The trade white paper stated that the government would aim to transition all existing EU trade agreements and other EU preferential arrangements into deals with the UK. It also confirmed that the government would create a new framework to allow the UK to levy tariffs when necessary – either in the case of leaving the EU without an implementation agreement, or as part of prepations for the future regime beyond the transition phase. This trade remedies framework would protect domestic industry against unfair and injurious trade practices, or unexpected surges in imports, consistent with World Trade Organisation rules.
The government will shortly be issuing a call for evidence as a first step towards identifying which existing trade remedies measures have a UK interest, international trade secretary Liam Fox said.
“This paper is the first exciting step and sets out the principles behind an approach which will help British businesses to make the most of trade opportunities, contribute to a growing economy and create prosperity for communities up and down the UK,” he said.
The paper on customs arrangements set out for the first time some details of how customs, VAT and excise regimes would operate in the event that no deal is reached.
Under what it called “a contingency scenario”, the paper said the UK would need to establish a standalone customs regime for 2019, including setting tariffs and quotas, and establishing a goods classification system in line with the government’s WTO obligations.
Import duties would be applied to every country with which it does not have a trade deal or otherwise provide preferential access to the UK market, such as schemes for developing countries, and would be set out before the UK leaves the EU.
In addition, the white paper said companies that currently trade only with the EU will be subject to customs declarations and customs checks for the first time. They would need to be registered under the Economic Operators’ Registration and Identification System, while imported goods would be liable to customs duty and import VAT.

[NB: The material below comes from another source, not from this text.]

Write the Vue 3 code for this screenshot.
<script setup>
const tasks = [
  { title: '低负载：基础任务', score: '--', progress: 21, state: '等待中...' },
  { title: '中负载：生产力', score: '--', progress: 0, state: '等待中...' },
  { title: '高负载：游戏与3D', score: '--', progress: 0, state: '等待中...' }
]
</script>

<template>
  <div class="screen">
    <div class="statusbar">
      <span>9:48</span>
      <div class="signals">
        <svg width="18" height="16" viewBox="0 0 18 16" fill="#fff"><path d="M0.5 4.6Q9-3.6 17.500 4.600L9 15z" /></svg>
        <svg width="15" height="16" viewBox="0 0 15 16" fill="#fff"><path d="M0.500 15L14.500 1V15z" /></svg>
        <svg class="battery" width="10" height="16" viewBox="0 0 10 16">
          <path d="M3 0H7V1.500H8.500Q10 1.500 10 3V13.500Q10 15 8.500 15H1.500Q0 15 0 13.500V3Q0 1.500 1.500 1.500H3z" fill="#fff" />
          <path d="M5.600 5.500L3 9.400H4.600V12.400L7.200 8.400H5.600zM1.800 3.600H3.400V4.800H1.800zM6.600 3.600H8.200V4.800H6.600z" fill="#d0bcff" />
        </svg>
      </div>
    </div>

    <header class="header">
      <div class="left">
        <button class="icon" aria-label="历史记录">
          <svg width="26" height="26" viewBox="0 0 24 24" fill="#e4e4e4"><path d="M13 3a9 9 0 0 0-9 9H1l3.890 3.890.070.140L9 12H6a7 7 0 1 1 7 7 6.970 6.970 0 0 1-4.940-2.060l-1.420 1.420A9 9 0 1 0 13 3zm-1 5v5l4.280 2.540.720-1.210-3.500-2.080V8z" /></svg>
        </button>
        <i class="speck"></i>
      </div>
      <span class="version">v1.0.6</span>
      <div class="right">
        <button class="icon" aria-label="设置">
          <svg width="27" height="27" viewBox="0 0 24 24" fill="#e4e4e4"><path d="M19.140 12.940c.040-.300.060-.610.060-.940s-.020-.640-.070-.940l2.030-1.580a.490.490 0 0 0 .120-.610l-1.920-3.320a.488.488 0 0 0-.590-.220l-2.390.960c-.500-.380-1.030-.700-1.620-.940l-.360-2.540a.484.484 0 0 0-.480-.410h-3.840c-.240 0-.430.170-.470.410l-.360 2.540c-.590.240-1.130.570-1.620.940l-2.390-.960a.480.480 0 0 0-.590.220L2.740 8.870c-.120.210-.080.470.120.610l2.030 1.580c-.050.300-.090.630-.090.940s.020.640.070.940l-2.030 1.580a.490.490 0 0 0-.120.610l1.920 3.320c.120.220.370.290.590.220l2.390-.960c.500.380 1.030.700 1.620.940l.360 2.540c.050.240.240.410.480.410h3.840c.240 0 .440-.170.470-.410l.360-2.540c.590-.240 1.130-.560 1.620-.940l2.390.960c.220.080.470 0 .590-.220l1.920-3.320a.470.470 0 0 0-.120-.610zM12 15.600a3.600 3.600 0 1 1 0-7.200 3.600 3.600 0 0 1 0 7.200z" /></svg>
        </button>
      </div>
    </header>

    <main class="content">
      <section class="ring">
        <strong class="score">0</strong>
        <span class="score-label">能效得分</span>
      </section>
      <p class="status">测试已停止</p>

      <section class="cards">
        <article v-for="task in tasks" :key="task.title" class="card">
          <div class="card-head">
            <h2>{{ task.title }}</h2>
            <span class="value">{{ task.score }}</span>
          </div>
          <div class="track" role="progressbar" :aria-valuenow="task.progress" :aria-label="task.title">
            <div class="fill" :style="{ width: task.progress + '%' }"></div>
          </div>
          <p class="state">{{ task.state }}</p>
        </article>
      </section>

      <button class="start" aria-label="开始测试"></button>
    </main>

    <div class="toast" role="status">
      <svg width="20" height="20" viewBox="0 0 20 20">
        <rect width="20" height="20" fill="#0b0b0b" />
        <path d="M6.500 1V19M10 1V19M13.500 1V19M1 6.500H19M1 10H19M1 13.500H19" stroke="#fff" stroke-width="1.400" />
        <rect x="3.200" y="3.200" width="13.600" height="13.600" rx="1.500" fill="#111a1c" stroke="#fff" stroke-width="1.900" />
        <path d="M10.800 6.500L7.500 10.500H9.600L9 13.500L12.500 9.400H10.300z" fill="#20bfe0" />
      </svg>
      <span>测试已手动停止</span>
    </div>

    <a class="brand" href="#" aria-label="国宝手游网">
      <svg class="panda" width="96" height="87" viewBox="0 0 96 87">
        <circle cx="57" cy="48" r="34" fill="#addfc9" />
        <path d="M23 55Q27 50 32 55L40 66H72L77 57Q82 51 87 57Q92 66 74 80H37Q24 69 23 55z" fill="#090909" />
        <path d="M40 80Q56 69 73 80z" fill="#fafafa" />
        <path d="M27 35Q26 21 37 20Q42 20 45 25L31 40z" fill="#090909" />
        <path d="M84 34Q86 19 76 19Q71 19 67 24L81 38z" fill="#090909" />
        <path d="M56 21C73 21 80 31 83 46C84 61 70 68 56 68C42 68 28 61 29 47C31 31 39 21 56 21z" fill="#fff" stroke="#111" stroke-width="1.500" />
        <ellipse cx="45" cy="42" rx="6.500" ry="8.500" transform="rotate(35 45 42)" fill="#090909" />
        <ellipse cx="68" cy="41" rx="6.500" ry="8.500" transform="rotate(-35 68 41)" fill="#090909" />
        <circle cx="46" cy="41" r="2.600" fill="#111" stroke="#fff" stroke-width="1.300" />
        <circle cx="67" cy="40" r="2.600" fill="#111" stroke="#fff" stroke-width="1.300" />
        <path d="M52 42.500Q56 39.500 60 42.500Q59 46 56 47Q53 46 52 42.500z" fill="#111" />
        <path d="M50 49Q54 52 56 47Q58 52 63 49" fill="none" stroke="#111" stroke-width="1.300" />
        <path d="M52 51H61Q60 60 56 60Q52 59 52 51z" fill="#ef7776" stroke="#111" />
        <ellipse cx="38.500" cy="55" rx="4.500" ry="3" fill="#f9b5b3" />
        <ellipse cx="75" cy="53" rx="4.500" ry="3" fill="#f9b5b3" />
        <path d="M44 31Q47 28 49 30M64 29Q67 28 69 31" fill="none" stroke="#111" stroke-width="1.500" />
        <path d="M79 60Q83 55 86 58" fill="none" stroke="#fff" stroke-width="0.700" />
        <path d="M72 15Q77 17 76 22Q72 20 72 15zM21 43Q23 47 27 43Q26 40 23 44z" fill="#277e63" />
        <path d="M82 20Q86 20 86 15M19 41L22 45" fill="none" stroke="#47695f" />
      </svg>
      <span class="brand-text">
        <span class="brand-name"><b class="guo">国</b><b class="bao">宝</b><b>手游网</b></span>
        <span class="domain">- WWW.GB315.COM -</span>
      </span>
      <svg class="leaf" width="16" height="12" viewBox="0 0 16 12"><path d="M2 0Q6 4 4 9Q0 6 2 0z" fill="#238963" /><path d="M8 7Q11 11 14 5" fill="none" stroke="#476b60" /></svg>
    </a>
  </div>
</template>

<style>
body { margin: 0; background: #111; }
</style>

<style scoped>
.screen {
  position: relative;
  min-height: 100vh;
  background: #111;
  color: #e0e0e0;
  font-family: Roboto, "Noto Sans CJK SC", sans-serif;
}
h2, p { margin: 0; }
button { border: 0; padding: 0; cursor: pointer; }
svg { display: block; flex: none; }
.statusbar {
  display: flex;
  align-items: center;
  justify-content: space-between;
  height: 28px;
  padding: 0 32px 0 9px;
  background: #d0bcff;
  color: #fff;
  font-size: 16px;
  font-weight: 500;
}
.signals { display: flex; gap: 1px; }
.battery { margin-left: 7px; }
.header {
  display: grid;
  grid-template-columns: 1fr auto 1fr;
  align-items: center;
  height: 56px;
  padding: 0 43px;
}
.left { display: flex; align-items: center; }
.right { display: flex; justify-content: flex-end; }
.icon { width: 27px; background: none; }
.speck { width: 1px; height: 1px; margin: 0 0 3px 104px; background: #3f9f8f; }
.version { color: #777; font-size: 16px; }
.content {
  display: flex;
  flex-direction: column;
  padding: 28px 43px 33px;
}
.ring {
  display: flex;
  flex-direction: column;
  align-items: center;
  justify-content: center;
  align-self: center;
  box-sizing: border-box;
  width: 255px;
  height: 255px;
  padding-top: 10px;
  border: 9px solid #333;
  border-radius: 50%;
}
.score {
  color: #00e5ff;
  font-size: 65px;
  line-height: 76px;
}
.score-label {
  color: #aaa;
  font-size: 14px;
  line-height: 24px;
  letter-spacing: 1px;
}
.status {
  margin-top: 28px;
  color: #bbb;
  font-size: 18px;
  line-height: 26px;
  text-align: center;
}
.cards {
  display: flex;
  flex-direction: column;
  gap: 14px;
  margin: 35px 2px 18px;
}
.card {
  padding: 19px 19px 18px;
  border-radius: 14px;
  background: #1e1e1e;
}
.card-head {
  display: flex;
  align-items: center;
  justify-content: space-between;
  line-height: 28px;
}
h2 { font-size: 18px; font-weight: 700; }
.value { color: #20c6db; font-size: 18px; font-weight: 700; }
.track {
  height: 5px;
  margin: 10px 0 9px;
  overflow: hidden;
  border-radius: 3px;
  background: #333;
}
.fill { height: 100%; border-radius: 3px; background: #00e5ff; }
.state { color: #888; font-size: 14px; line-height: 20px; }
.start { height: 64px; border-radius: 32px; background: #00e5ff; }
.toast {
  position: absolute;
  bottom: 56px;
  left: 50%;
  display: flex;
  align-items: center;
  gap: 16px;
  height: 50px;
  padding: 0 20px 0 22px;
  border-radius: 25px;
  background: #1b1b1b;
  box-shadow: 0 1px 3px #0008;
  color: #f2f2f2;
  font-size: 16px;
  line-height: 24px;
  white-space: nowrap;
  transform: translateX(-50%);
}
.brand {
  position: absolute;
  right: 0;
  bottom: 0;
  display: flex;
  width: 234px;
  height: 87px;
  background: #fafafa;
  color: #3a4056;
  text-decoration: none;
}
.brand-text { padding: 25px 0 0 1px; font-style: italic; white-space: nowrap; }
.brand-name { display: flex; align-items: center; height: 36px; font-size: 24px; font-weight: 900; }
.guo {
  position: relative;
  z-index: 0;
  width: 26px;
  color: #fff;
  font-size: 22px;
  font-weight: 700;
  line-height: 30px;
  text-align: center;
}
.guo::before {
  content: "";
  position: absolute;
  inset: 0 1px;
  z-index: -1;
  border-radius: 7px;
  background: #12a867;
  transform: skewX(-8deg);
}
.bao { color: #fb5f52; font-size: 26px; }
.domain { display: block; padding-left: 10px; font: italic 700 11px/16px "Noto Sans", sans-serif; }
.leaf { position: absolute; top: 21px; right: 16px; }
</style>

“The government is actively considering ways in which to mitigate the impacts on traders of such a scenario, and the Customs Bill will make provisions that would allow the government to implement such facilitations,” the white paper added.
On Northern Ireland, the paper said that the government was committed to finding solutions to maintain the common travel area with the Republic, and to address the fact that the province will have left the EU’s customs union.
Areas such as how current the roll-on roll-off ferry ports could be incorporated into a new customs regime, and the need for any checks at the Northern Ireland-Ireland land border, that were “likely to be the most complex”, the paper acknowledged.
“The government is seeking the views of businesses and other stakeholders on these solutions developing solutions to the issues that implementing a new customs regime would raise”, it stated.